Nothing can be more perfect, I believe, than all this in the harmonies and lights of a spiritual mind, according to the strictest sense of evangelic truth.
So again and again, in the gospel history, we find Jesus led to forget His sorrows when beholding faith in a sinner. He found there, as I have already stated, the refreshment of His spirit. He found a transient forgetting of His sorrows among the Samaritans, from the Centurion, from Zaccheus, and from the spikenard and fellowship of Mary. He seeks the same here. He comes to His espoused one, that He might find, in fellowship with her, some other and far different thing than that rejection and refusal which He was ever meeting in the world. And is it not also so, that if the saint be sluggish and careless, the faithful kindred in Christ will help the discipline? If Jesus say, "Could ye not watch with Me one hour?" Paul will say, "Quit you like men, be strong." So in the action of this book. Jesus leaves a memorial of the soul's drowsiness on "the hole of the door," that the conscience may take alarm; and the watchman of the city smite her, and the keepers of the walls draw the veil from her face. Chap. v.
The harmonies of the "one Spirit" are heard in all this. And so, in the course of these little songs, I discern the way of the Lord toward a repentant, recovered soul. See chap. vi. 4-13. She had just refused to open her door to Him, but, through discipline, had been brought to fervent communion with Him again. v. 2-vi. 3. And now His eye and His heart are full of her again. He looks on her as beautiful as ever. She is His "undefiled," and nothing less; no upbraidings pass His lips. Her motion towards Him is comely and graceful in His esteem. And He lets her know that her repentance had given Him pleasant and wondrous refreshment. As soon as she was made willing (Psalm cx. 2), He got into a chariot to bear Him away speedily and joyously to her. vi. 12, margin. She may be a wonder to herself, she may take a place unworthy of any notice (v. 13); but the Lord and angels rejoice over her. As we know in the Gospels, the ninety and nine just ones can be left for the one prodigal; the angels in heaven rejoice; the house makes merry; the friends of the beloved triumph over the returned Shulamite. She is like the returned Jacob: the Mahanaim, the hosts of God, salute them both, wait at the threshold of the land or of the house, to do their Lord's pleasure toward them, and express His welcome and concern for them. Gen. xxxii. 1; Cant. vi. 13.[36]
And what is the longing here but that the day should break? And what is the longing of the same soul in the words of the Gospel? "Come, Lord Jesus, come quickly,"--so largely and so exactly do the teachings and the breathings of the New Testament, in these and kindred ways, measure the affections of the heart in this book? Christ dwells in the heart by faith. Christ lies all night between the breasts. Eph. iii. 17; Cant. i. 13. And has not the saint attuned his heart over Jesus in language of like fervour, such as we all use without shame?

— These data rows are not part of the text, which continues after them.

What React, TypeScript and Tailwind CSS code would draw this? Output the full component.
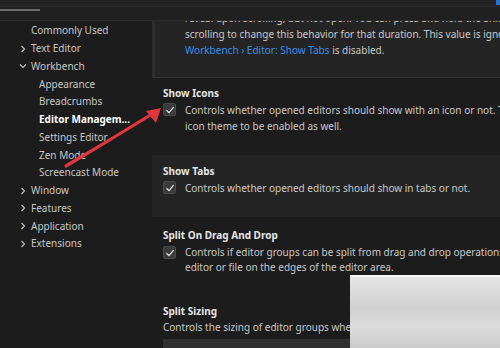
import React from "react";

const font = { fontFamily: '"Noto Sans", "Open Sans", sans-serif' };

function Chevron({ open }: { open?: boolean }) {
  return (
    <svg width="10" height="10" viewBox="0 0 10 10" className="shrink-0">
      {open ? (
        <path d="M2 3.5 L5 6.5 L8 3.5" fill="none" stroke="#c5c5c5" strokeWidth="1.1" />
      ) : (
        <path d="M3.5 2 L6.5 5 L3.5 8" fill="none" stroke="#c5c5c5" strokeWidth="1.1" />
      )}
    </svg>
  );
}

function Check() {
  return (
    <div className="w-[13px] h-[13px] mt-[1px] shrink-0 rounded-[2px] bg-[#3a3a3a] border border-[#4a4a4a] flex items-center justify-center">
      <svg width="10" height="10" viewBox="0 0 10 10">
        <path d="M1.5 5.2 L4 7.6 L8.6 2.2" fill="none" stroke="#e8e8e8" strokeWidth="1.2" />
      </svg>
    </div>
  );
}

type Item = { label: string; level: 0 | 1; chevron?: "open" | "closed"; active?: boolean };

const tree: Item[] = [
  { label: "Commonly Used", level: 0 },
  { label: "Text Editor", level: 0, chevron: "closed" },
  { label: "Workbench", level: 0, chevron: "open" },
  { label: "Appearance", level: 1 },
  { label: "Breadcrumbs", level: 1 },
  { label: "Editor Managem...", level: 1, active: true },
  { label: "Settings Editor", level: 1 },
  { label: "Zen Mode", level: 1 },
  { label: "Screencast Mode", level: 1 },
  { label: "Window", level: 0, chevron: "closed" },
  { label: "Features", level: 0, chevron: "closed" },
  { label: "Application", level: 0, chevron: "closed" },
  { label: "Extensions", level: 0, chevron: "closed" },
];

export default function App() {
  return (
    <div className="relative w-[500px] h-[348px] overflow-hidden bg-[#1c1c1c] text-[#c8c8c8] text-[10px]" style={font}>
      {/* header strip */}
      <div className="h-[7px] bg-[#232323] border-b border-[#2b2b2b]" />
      <div className="h-[14px] bg-[#202020] border-b border-[#2a2a2a] relative">
        <div className="absolute left-0 top-[2px] w-[40px] h-[2px] bg-[#6a6a6a]" />
        <div className="absolute right-0 top-[-8px] w-[4px] h-[6px] bg-[#2f6fc4]" />
      </div>

      <div className="flex h-[327px] overflow-hidden">
        {/* sidebar */}
        <div className="w-[152px] shrink-0 bg-[#1c1c1c] pt-[1px]">
          {tree.map((it) => (
            <div
              key={it.label}
              className={`flex items-center h-[17.75px] ${it.level === 0 ? "pl-[31px]" : "pl-[39px]"}`}
            >
              {it.chevron && (
                <span className="-ml-[13px] mr-[3px] flex">
                  <Chevron open={it.chevron === "open"} />
                </span>
              )}
              <span className={it.active ? "font-bold text-white" : "text-[#c8c8c8]"}>{it.label}</span>
            </div>
          ))}
        </div>

        {/* settings panel */}
        <div className="flex-1 flex flex-col">
          <div className="h-[57px] shrink-0 bg-[#242424] border-l-[3px] border-[#2e2e2e] border-b border-b-[#333] overflow-hidden pl-[30px] leading-[16px] whitespace-nowrap">
            <div className="-mt-[11px]">reveal upon scrolling, but not open. You can press and hold the Shift-key while</div>
            <div>scrolling to change this behavior for that duration. This value is ignored when</div>
            <div>
              <span className="text-[#3b8eea]">Workbench › Editor: Show Tabs</span> is disabled.
            </div>
          </div>

          <div className="h-[77px] shrink-0 pl-[11px] pt-[7px] leading-[16px]">
            <div className="font-bold text-[#e6e6e6]">Show Icons</div>
            <div className="flex gap-[9px] mt-[1px]">
              <Check />
              <div className="whitespace-nowrap">
                <div>Controls whether opened editors should show with an icon or not. This requires an</div>
                <div>icon theme to be enabled as well.</div>
              </div>
            </div>
          </div>

          <div className="h-[62px] shrink-0 bg-[#242424] pl-[11px] pt-[8px] leading-[16px]">
            <div className="font-bold text-[#e6e6e6]">Show Tabs</div>
            <div className="flex gap-[9px] mt-[1px]">
              <Check />
              <div className="whitespace-nowrap">Controls whether opened editors should show in tabs or not.</div>
            </div>
          </div>

          <div className="h-[78px] shrink-0 pl-[11px] pt-[10px] leading-[15px]">
            <div className="font-bold text-[#e6e6e6] leading-[16px]">Split On Drag And Drop</div>
            <div className="flex gap-[9px] mt-[2px]">
              <Check />
              <div className="whitespace-nowrap">
                <div>Controls if editor groups can be split from drag and drop operations by dropping an</div>
                <div>editor or file on the edges of the editor area.</div>
              </div>
            </div>
          </div>

          <div className="shrink-0 pl-[11px] pt-[8px] leading-[16px]">
            <div className="font-bold text-[#e6e6e6]">Split Sizing</div>
            <div className="whitespace-nowrap">Controls the sizing of editor groups when splitting them.</div>
            <div className="mt-[4px] w-[200px] h-[20px] bg-[#303030]" />
          </div>
        </div>
      </div>

      {/* watermark blur */}
      <div className="absolute left-[350px] top-[275px] w-[150px] h-[73px] border-t-2 border-[#f4f4f4] bg-[linear-gradient(180deg,#e4e4e4_0%,#d0d0d0_45%,#dcdcdc_70%,#cbcbcb_100%)]" />

      {/* red arrow annotation */}
      <svg className="absolute left-0 top-0 pointer-events-none" width="500" height="348">
        <path d="M66 166 Q110 140 152 114" fill="none" stroke="#e2363f" strokeWidth="3.2" strokeLinecap="round" />
        <path d="M161 108 L146 111 L156 123 Z" fill="#e2363f" />
      </svg>
    </div>
  );
}
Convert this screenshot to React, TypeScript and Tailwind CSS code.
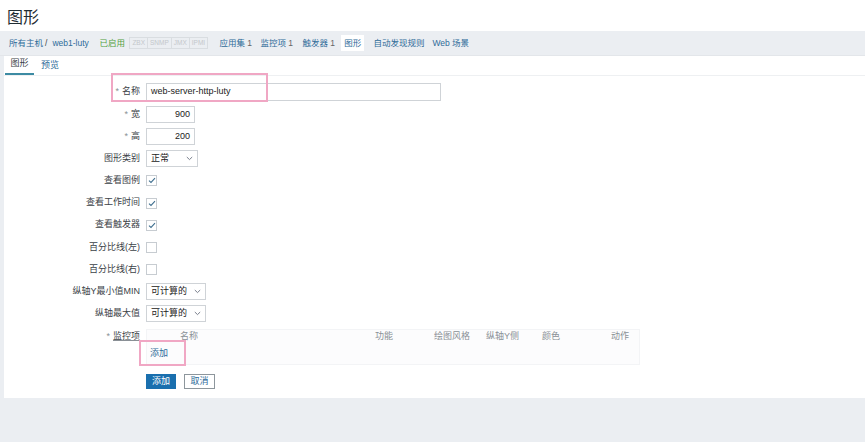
import React from "react";

const font = { fontFamily: '"Liberation Sans", "Noto Sans CJK SC", sans-serif' };

function Chevron() {
  return (
    <svg width="7" height="5" viewBox="0 0 7 5" className="ml-auto">
      <path d="M0.8 1 L3.5 3.6 L6.2 1" fill="none" stroke="#6b7280" strokeWidth="0.9" />
    </svg>
  );
}

function Check({ on }: { on: boolean }) {
  return (
    <div className="w-[11px] h-[11px] border border-[#c7ccd1] bg-white flex items-center justify-center">
      {on && (
        <svg width="8" height="7" viewBox="0 0 8 7">
          <path d="M1 3.6 L3 5.4 L7 1.2" fill="none" stroke="#3f6f8f" strokeWidth="1.1" />
        </svg>
      )}
    </div>
  );
}

function Row({ label, req, children }: { label: string; req?: boolean; children?: React.ReactNode }) {
  return (
    <div className="flex items-center h-[22.2px]">
      <div className="w-[136px] text-right text-[#3b4247]">
        {req && <span className="text-[#8a9096] mr-[3px]">*</span>}
        <span>{label}</span>
      </div>
      <div className="ml-[6px] flex items-center">{children}</div>
    </div>
  );
}

export default function App() {
  return (
    <div className="w-[865px] h-[442px] bg-[#ebeef2] relative overflow-hidden text-[9px]" style={font}>
      <div className="bg-white h-[31px] flex items-center pl-[7px] pt-[4px]">
        <span className="text-[16px] text-[#1f2c33]">图形</span>
      </div>
      <div className="h-[25px] bg-[#ebeef2] flex items-center pl-[9px] text-[#2e6b99] text-[8.5px] whitespace-nowrap border-b border-[#e3e6ea]">
        <span className="shrink-0 w-[34px]">所有主机</span>
        <span className="shrink-0 ml-[2px] text-[#444]">/</span>
        <span className="shrink-0 ml-[5px] w-[34px]">web1-luty</span>
        <span className="shrink-0 ml-[13px] w-[23px] text-[#53a13f]">已启用</span>
        <div className="shrink-0 ml-[7px] w-[78px] flex text-[6.5px] text-[#c3c7cb]">
          <span className="border border-[#d9dde1] px-[2px] leading-[10px]">ZBX</span>
          <span className="border border-l-0 border-[#d9dde1] px-[2px] leading-[10px]">SNMP</span>
          <span className="border border-l-0 border-[#d9dde1] px-[2px] leading-[10px]">JMX</span>
          <span className="border border-l-0 border-[#d9dde1] px-[2px] leading-[10px]">IPMI</span>
        </div>
        <span className="shrink-0 ml-[12px] w-[29px]">应用集 <span className="text-[#666]">1</span></span>
        <span className="shrink-0 ml-[12px] w-[29px]">监控项 <span className="text-[#666]">1</span></span>
        <span className="shrink-0 ml-[13px] w-[30px]">触发器 <span className="text-[#666]">1</span></span>
        <span className="shrink-0 ml-[9px] w-[23px] text-center bg-white py-[2px]">图形</span>
        <span className="shrink-0 ml-[9px] w-[44px]">自动发现规则</span>
        <span className="shrink-0 ml-[15px]">Web 场景</span>
      </div>
      <div className="ml-[4px] bg-white h-[342px]">
        <div className="h-[20px] flex items-end border-b border-[#eef0f2]">
          <div className="w-[29px] text-center text-[#3b4247] border-b-2 border-[#3d8ba3] pb-[3px] ml-[1px]">图形</div>
          <div className="ml-[7px] text-[#2e6b99] pb-[3px]">预览</div>
        </div>
        <div className="pt-[5px]">
          <Row label="名称" req>
            <div className="w-[295px] h-[18px] border border-[#cfd3d7] flex items-center px-[4px] text-[#222]">web-server-http-luty</div>
          </Row>
          <Row label="宽" req>
            <div className="w-[49px] h-[17px] border border-[#cfd3d7] flex items-center justify-end px-[4px] text-[#222]">900</div>
          </Row>
          <Row label="高" req>
            <div className="w-[49px] h-[17px] border border-[#cfd3d7] flex items-center justify-end px-[4px] text-[#222]">200</div>
          </Row>
          <Row label="图形类别">
            <div className="w-[52px] h-[17px] border border-[#cfd3d7] flex items-center px-[4px] text-[#222]">
              正常
              <Chevron />
            </div>
          </Row>
          <Row label="查看图例"><Check on /></Row>
          <Row label="查看工作时间"><Check on /></Row>
          <Row label="查看触发器"><Check on /></Row>
          <Row label="百分比线(左)"><Check on={false} /></Row>
          <Row label="百分比线(右)"><Check on={false} /></Row>
          <Row label="纵轴Y最小值MIN">
            <div className="w-[60px] h-[17px] border border-[#cfd3d7] flex items-center px-[4px] text-[#222]">
              可计算的
              <Chevron />
            </div>
          </Row>
          <Row label="纵轴最大值">
            <div className="w-[60px] h-[17px] border border-[#cfd3d7] flex items-center px-[4px] text-[#222]">
              可计算的
              <Chevron />
            </div>
          </Row>
          <div className="flex mt-[4px]">
            <div className="w-[136px] text-right text-[#3b4247] pt-[1px]">
              <span className="text-[#8a9096] mr-[3px]">*</span>
              <span className="underline decoration-[#8a9096]">监控项</span>
            </div>
            <div className="ml-[6px] w-[494px] h-[36px] bg-[#fcfcfd] border border-[#f3f4f6]">
              <div className="flex text-[#8a9096] h-[14px] items-center">
                <span className="ml-[33px]">名称</span>
                <span className="ml-[177px]">功能</span>
                <span className="ml-[41px]">绘图风格</span>
                <span className="ml-[16px]">纵轴Y侧</span>
                <span className="ml-[23px]">颜色</span>
                <span className="ml-[51px]">动作</span>
              </div>
              <div className="mt-[3px] ml-[3px] text-[#2e6b99]">添加</div>
            </div>
          </div>
          <div className="flex ml-[142px] mt-[9px] gap-[8px]">
            <div className="w-[30px] h-[15px] bg-[#1a6fae] text-white flex items-center justify-center">添加</div>
            <div className="w-[31px] h-[15px] bg-white border border-[#8d969c] text-[#2e6b99] flex items-center justify-center">取消</div>
          </div>
        </div>
      </div>
      <div className="absolute left-[111px] top-[73px] w-[157px] h-[29px] border-2 border-[#f0a7c4]" />
      <div className="absolute left-[139px] top-[340px] w-[47px] h-[26px] border-2 border-[#f0a7c4]" />
    </div>
  );
}
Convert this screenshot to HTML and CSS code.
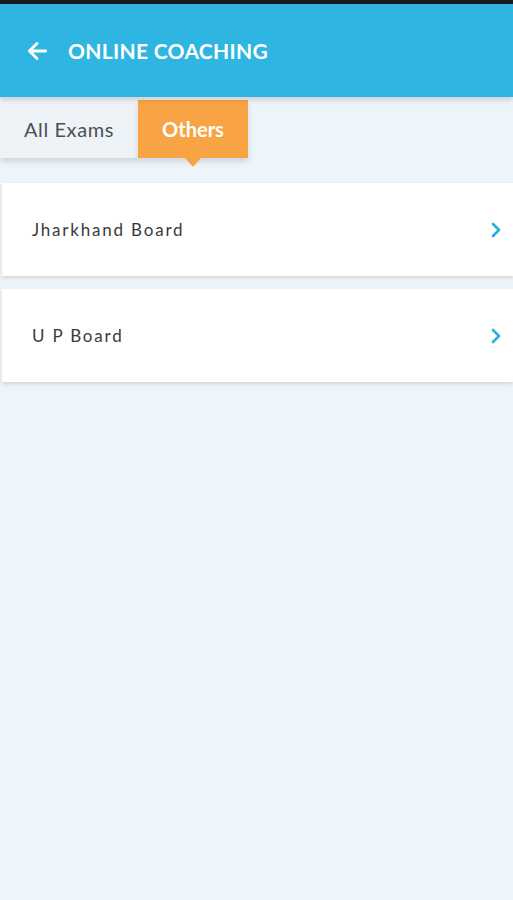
FILE: index.html
```html
<!DOCTYPE html>
<html lang="en">
<head>
    <meta charset="UTF-8">
    <meta name="viewport" content="width=device-width, initial-scale=1.0">
    <title>Online Coaching</title>
    <link rel="stylesheet" href="styles.css">
</head>
<body>
    <div class="status-bar"></div>
    <header class="app-bar">
        <svg class="back" width="26" height="26" viewBox="0 0 24 24">
            <path d="M20 12H5M12 5l-7 7 7 7" fill="none" stroke="#fff" stroke-width="2.6" stroke-linecap="round" stroke-linejoin="round"/>
        </svg>
        <h1>ONLINE COACHING</h1>
    </header>

    <nav class="tabs">
        <div class="tab">All Exams</div>
        <div class="tab active">Others</div>
    </nav>

    <div class="list">
        <div class="card">
            <span>Jharkhand Board</span>
            <svg class="chev" width="12" height="18" viewBox="0 0 12 18">
                <path d="M3 3l6 6-6 6" fill="none" stroke="#2aaee0" stroke-width="2.6" stroke-linecap="round" stroke-linejoin="round"/>
            </svg>
        </div>
        <div class="card">
            <span>U P Board</span>
            <svg class="chev" width="12" height="18" viewBox="0 0 12 18">
                <path d="M3 3l6 6-6 6" fill="none" stroke="#2aaee0" stroke-width="2.6" stroke-linecap="round" stroke-linejoin="round"/>
            </svg>
        </div>
    </div>
</body>
</html>
```

FILE: styles.css
```css
body {
    margin: 0;
    padding: 0;
    font-family: Lato, "Open Sans", sans-serif;
    background-color: #edf4fa;
    min-height: 900px;
}
.status-bar {
    height: 4px;
    background-color: #1a1a1a;
}
.app-bar {
    height: 93px;
    background-color: #2fb5e1;
    display: flex;
    align-items: center;
    padding-left: 24px;
    box-shadow: 0 3px 5px rgba(0, 0, 0, 0.15);
    position: relative;
    z-index: 2;
}
.app-bar h1 {
    margin: 0 0 0 18px;
    color: #fff;
    font-size: 21px;
    font-weight: 700;
    letter-spacing: 0.3px;
}
.back {
    display: block;
}
.tabs {
    display: flex;
    height: 58px;
    margin-top: 3px;
}
.tab {
    width: 138px;
    display: flex;
    align-items: center;
    justify-content: center;
    font-size: 20px;
    letter-spacing: 0.6px;
    color: #4a4f57;
    background-color: #eef3f7;
    box-shadow: 0 4px 6px rgba(0, 0, 0, 0.12);
}
.tab.active {
    width: 110px;
    background-color: #f9a444;
    color: #fff;
    font-weight: 700;
    letter-spacing: 0;
    position: relative;
}
.tab.active::after {
    content: "";
    position: absolute;
    left: 47px;
    bottom: -9px;
    border-left: 8px solid transparent;
    border-right: 8px solid transparent;
    border-top: 9px solid #f9a444;
}
.list {
    margin-top: 25px;
    padding-left: 2px;
    display: flex;
    flex-direction: column;
    gap: 13px;
}
.card {
    height: 93px;
    background-color: #fff;
    display: flex;
    align-items: center;
    justify-content: space-between;
    padding: 0 11px 0 30px;
    font-size: 17px;
    letter-spacing: 1.8px;
    color: #3a3a3a;
    box-shadow: 0 2px 4px rgba(0, 0, 0, 0.12);
}
.chev {
    display: block;
}
```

"How tedious and tasteless the hours
When Jesus no longer I see,
Sweet prospects, sweet birds, and sweet flowers,
Have lost all their sweetness for me;
The midsummer sun shines but dim,
The fields strive in vain to look gay,
But when I am happy in Him,
December's as pleasant as May.
"His name yields the richest perfume,
And sweeter than music His voice,
His presence disperses my gloom,
And makes all within me rejoice:
I should, were He always so nigh,
Have nothing to wish or to fear,
No mortal so happy as I,
My summer would last the whole year."
These are among the seals set upon this beautiful portion of God's Word by the spiritual mind of the believer, and also by kindred truths and principles found in other scriptures. And it has been happily said, that "if there be no express allusion to this book in the New Testament, the same allegory, as portraying the same truth, evidently appears to have been familiar to the minds of the writers of it, and to the minds also of the people whom they addressed. Not more abruptly does John the Baptist, for instance, refer to our Lord as 'the Lamb of God who taketh away the sin of the world,' as being the character of the Messiah which all would know and understand, than he does to the same blessed Person in the character of the Bridegroom of the Church--'he that hath the Bride is the Bridegroom.'"
And is it not seasonable, in these days of growing irreligiousness and worldliness, to warn one another, beloved, to keep our minds incorrupt in the simplicity that is in Christ? In the preparation-season, which the present age is, and which the Canticles contemplate, Eve was getting ready, under the forming hand of God, for Adam, and for Adam only. Adam slept for Eve, and Eve was made for Adam. So with Christ and the Church. He slept in death for us, and we are preparing, under the Holy Ghost, for Him. "I have espoused you to one husband, that I may present you as a chaste virgin to Christ." As he says also in another place, "My little children, of whom I travail in birth again till Christ be formed in you," Christ, and Christ only, Christ in His precious sufficiency for a sinner, in answer to the Hagar or Galatian thought of "days, and months, and times, and years," that other gospel which yet is not another.
But this is assailed. The Gospel, in its claim on the sinner to give his undivided confidence to Christ, has been abroad on the lips of a thousand witnesses, to the gladdening of thousands of souls. The enemy has watched and hated this. Working in the scene in which he goes "to and fro" and "up and down" (Job i. 7), he is busy to seduce the heart from this Gospel. And is not his success far beyond the measure of the fears of any of us? The religion of fleshly confidences or of ordinances is to this hour among us. It admits of worldliness; and worldliness is, at this same hour, flourishing in company with it. There is the erection of temples for worship, and of palaces for the worshippers; stricter care to observe, in its season, due attendance in the sanctuary, together with unparalleled skill and energy and enterprise in advancing the indulgence and elegance of human life, so as to make the world a desirable and safe place to live in--a place where religion may now be seen to be observed and honoured.